● DATASET EXTRACT
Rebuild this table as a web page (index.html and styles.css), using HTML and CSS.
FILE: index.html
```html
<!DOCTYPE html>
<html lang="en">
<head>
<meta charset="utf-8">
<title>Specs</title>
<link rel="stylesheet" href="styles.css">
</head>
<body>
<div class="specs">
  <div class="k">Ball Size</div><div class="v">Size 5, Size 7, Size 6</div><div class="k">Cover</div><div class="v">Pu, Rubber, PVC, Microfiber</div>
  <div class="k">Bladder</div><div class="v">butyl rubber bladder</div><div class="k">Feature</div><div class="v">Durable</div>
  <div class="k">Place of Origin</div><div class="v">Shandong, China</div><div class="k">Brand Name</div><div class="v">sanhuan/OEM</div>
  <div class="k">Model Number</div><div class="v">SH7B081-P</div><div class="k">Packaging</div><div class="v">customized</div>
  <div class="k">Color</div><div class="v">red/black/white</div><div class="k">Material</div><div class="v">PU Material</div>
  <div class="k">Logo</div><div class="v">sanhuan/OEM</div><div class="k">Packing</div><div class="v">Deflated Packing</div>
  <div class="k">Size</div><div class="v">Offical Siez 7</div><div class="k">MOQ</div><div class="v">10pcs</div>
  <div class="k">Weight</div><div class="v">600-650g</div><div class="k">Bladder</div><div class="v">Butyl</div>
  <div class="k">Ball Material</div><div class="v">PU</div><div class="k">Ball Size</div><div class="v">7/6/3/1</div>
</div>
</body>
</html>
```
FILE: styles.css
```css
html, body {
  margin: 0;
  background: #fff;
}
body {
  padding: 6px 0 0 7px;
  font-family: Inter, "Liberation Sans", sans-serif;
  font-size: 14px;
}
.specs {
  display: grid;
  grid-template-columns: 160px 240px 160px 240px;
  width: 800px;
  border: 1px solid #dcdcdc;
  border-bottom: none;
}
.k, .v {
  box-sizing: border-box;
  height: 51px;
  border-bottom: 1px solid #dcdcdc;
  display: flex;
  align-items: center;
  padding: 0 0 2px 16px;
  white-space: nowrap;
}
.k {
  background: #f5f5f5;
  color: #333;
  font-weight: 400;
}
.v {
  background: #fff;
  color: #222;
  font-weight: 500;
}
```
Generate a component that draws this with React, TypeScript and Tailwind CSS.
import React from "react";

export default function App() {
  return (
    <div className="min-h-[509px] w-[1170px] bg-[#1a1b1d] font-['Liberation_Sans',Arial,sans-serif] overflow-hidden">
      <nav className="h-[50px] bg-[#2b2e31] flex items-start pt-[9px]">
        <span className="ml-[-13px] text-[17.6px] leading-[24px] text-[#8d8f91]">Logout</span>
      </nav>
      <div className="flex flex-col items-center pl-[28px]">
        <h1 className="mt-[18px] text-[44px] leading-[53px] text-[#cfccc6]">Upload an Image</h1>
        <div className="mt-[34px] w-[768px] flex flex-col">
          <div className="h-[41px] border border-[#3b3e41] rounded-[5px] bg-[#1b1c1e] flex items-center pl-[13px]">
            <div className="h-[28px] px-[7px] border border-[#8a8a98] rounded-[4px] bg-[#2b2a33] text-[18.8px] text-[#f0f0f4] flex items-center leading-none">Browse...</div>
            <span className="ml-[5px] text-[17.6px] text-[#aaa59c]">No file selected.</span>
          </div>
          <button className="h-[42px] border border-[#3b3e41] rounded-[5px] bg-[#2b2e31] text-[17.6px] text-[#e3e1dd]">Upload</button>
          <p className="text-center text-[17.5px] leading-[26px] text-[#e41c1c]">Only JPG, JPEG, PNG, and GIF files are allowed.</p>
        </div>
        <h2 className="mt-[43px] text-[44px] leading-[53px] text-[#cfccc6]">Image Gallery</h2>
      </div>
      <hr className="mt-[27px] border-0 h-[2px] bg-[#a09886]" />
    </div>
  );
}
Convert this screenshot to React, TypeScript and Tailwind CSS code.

● STATED GOAL
Using the data above, extract exactly the lines from the one that holds "Generate a component" to the one that holds "import React from", both ends included, and no others.

● ANSWER TO THIS EXERCISE
Generate a component that draws this with React, TypeScript and Tailwind CSS.
import React from "react";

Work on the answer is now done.